*** Records supplied ***

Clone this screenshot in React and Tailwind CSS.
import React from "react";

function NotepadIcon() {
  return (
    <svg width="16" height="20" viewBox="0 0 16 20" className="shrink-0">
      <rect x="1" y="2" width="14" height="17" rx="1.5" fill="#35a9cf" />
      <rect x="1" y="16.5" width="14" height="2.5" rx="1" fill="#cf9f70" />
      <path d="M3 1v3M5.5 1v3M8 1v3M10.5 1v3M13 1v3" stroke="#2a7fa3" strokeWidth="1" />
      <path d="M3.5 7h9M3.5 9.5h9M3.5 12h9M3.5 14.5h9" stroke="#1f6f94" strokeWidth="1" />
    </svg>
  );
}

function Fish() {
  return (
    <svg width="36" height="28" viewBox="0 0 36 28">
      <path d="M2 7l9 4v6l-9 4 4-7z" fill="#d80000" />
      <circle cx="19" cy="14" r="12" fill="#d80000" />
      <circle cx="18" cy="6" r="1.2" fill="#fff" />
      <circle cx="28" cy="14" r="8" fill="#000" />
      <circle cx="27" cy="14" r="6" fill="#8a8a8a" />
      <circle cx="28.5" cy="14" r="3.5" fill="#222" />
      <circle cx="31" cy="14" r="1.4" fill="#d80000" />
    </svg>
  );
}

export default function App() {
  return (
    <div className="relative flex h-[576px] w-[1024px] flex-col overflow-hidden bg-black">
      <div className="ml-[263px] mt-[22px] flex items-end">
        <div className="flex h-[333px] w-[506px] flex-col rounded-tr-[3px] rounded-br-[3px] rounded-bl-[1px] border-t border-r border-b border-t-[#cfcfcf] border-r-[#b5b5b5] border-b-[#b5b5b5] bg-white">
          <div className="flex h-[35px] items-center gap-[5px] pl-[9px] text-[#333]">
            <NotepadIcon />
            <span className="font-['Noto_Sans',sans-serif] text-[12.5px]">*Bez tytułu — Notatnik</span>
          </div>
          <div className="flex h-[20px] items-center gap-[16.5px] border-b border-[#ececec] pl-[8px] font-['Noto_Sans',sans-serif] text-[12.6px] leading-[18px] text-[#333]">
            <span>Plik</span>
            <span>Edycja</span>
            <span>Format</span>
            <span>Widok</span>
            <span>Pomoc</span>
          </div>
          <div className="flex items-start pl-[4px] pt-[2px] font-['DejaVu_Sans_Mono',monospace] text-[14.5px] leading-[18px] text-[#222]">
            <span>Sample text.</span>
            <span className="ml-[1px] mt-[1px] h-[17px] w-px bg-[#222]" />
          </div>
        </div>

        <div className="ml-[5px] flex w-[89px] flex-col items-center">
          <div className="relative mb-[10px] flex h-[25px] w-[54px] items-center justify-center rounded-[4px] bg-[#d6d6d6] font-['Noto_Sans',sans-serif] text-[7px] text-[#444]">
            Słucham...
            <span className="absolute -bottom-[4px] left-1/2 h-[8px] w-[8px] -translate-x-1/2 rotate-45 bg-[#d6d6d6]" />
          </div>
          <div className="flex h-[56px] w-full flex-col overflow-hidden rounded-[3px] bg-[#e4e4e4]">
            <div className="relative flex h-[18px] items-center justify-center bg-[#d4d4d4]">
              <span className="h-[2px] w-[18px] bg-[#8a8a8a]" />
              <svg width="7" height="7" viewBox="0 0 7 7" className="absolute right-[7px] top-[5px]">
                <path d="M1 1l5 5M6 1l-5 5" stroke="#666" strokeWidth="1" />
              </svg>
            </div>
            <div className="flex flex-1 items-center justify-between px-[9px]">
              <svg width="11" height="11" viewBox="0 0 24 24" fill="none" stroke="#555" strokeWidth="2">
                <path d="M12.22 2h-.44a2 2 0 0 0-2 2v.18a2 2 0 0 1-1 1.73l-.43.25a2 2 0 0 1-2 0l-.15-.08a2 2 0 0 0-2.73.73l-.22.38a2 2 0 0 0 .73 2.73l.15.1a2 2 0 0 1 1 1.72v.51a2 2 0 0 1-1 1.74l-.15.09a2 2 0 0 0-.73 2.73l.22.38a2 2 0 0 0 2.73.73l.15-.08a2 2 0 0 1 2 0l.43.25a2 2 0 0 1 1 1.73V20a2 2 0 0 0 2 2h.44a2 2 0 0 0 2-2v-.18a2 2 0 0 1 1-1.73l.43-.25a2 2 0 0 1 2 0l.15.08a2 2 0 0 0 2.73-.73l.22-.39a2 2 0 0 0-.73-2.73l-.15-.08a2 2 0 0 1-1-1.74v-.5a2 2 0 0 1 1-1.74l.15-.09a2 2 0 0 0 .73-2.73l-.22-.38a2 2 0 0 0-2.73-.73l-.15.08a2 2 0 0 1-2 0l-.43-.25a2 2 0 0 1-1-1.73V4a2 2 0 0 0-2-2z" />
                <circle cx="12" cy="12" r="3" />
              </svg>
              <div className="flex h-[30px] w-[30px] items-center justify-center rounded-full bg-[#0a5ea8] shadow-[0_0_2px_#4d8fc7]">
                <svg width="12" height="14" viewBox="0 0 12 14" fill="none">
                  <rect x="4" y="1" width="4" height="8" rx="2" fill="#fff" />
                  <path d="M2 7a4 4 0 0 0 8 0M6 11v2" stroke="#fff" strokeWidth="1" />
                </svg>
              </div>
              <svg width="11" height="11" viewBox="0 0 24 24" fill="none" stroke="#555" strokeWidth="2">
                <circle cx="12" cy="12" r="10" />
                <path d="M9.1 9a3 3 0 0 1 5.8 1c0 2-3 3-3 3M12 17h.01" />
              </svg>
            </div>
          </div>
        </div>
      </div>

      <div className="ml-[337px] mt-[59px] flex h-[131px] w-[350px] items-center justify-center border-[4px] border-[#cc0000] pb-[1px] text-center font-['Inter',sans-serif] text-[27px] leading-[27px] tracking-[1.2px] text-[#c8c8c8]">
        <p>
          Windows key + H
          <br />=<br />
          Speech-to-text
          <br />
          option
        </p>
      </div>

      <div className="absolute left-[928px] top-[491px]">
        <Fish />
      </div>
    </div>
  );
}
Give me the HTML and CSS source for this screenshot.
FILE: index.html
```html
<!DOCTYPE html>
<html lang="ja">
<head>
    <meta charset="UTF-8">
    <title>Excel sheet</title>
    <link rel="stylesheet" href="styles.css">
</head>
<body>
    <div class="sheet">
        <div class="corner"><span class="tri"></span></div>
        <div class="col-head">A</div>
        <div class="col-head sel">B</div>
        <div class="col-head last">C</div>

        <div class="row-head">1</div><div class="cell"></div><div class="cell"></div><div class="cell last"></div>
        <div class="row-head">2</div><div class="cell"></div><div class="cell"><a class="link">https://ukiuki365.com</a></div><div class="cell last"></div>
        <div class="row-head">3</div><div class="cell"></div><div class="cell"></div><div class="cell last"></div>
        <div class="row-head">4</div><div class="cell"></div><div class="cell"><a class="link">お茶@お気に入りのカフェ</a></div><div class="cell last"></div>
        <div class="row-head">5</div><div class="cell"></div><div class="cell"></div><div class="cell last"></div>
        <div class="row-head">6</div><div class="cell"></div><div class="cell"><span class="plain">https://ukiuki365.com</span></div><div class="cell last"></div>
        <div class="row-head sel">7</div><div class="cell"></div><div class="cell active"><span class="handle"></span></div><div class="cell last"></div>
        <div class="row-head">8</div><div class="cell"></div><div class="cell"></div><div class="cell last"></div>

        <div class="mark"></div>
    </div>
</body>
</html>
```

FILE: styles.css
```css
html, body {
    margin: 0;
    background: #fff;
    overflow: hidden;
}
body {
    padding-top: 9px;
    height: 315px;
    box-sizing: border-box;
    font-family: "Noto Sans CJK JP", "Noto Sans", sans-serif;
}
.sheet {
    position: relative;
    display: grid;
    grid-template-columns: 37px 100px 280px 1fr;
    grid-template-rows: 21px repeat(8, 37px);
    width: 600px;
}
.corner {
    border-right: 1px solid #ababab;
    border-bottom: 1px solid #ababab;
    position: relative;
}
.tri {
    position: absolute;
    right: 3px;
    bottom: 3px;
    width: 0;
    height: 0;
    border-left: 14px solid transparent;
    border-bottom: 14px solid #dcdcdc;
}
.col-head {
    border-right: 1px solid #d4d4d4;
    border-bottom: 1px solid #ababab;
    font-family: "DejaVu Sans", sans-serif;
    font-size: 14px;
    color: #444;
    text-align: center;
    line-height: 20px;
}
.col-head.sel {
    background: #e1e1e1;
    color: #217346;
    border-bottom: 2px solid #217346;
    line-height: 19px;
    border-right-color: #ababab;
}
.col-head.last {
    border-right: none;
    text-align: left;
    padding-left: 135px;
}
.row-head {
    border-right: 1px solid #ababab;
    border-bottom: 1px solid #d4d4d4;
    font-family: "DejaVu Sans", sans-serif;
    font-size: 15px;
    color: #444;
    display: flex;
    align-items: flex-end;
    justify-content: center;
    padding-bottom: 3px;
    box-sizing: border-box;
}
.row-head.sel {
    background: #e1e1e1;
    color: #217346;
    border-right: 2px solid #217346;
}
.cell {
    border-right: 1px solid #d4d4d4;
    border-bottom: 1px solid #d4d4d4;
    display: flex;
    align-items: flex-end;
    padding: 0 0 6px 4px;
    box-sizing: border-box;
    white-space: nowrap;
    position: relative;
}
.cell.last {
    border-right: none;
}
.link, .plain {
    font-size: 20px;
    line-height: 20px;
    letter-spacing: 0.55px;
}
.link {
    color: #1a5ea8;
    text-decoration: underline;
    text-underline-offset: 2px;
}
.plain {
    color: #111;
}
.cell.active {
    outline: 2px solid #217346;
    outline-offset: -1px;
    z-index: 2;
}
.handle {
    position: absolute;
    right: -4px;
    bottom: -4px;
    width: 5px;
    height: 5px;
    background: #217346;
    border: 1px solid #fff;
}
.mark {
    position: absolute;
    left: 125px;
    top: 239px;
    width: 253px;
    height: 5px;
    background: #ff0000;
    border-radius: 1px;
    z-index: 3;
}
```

***

Exercise task: Return the lines above precisely as they appear, beginning at the first line and ending at the line with "import React from", and nothing after it.

Worked answer:
Clone this screenshot in React and Tailwind CSS.
import React from "react";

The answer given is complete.